The Translated Kafka Diaries event at Rizzoli Bookstore I went to earlier that evening hadn’t given me the dopamine rush I wanted. As I wander down the dark, wet streets, I catch pieces of what must have been a splendid sunset in the reflections of windows and cracks between buildings. It’s too nice out to go home just yet. I find myself in Flatiron, and the streets begin to look very familiar until I realize I’m near Club L, a sex club. I need the validation badly. So badly that I was ready to wait the two hours it would take till the club opened. So I set up camp at Oscar Wilde for dinner, a bar I had been meaning to try for a while now.
I order calamari. I had been forced to try it once in LA because I was so hungry and I didn’t hate it. I narrow my eyes as my brain jumps back in time. The place had been a lot like this one, a bar with a dining area, too fancy to card you. We were out on the last day of the semester with our professor. Snippets of conversation and disembodied faces bobbed by, apples adrift a ripple of waves after someone had dunked their face into the barrel.
“Everything alright?”
I snap back to attention. “Yes.”
The waitress smiles at me, refills my water and walks away.

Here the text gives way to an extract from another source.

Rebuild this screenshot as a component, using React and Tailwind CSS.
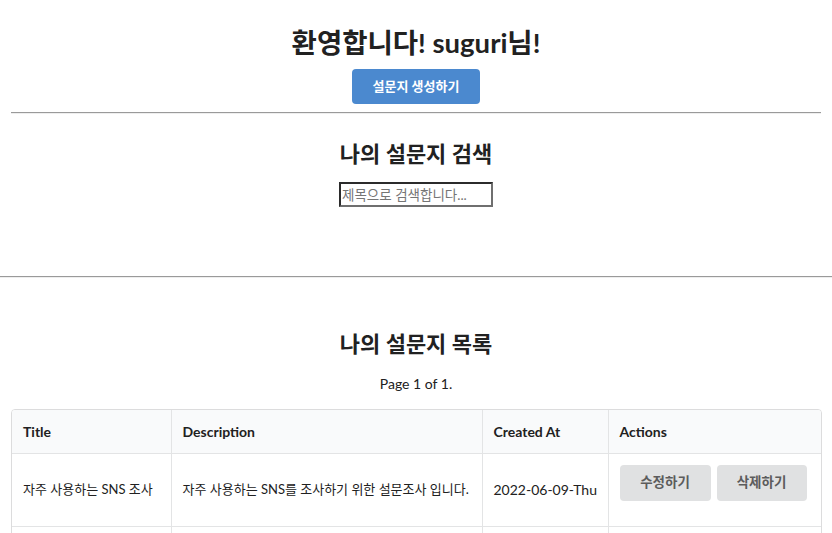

“Wait!” I flag her down. “Can I get a vanilla latte with a thing of simple syrup please?”
“Like on the side?”
“Yes.”
“Got it.”
“Thank you.”
My phone is almost dead, at 12%. I crack open the hefty volume of the Kafka translation. I run my thumb down the Sharpied note the translator had left me with pride, To Rushtri, with my best wishes, Ross B. Kafka’s thoughts seem as muddled and wounded as mine. I know Kafka as a moody writer, preserved in the ache of intellectualism, but some of his lines made him seem more human and less metaphor. I also sleep well and wake badly, and want to hurl myself through the window, splintering wood and glass. Or perhaps I’m projecting, seeing things that weren’t there.
Time swirls slowly, painfully slowly down the frothy dregs of my coffee. I almost give up and go home several times. I contemplate getting drunk. But I knew my psyche couldn’t tolerate alcohol in this state. The last time I had a drink was when we were at Marquee and it had made me feel stranger in my body than ever. No, I need to stay rooted, my fingernails making red crescents in my palms from the strain.
11pm and the walk to Club L feels like the edge of a bridge, with inky waters swirling below my feet. It’s a disaster. I’m the only single woman there and I’m stone cold sober, my heart beating frantically against my ears. It’s Tuesday after all. The vivid pornos on the TV screens and empty leather couches are exactly how I remember it. Eventually the talk runs bawdier and bawdier and the clothes come off swiftly and suddenly. I get told I’m pretty enough times that my brain reorients itself long enough to scream, what the hell are you doing here? I pull away from the man who has his hands on my hips, whose name I don’t remember and go into the bathroom and stare at myself in the mirror until the weird red lighting washes my face out completely. It feels like two traffic lights have been pressed against my eyeballs. My surroundings dissolve softly. It’s like slipping into bathwater.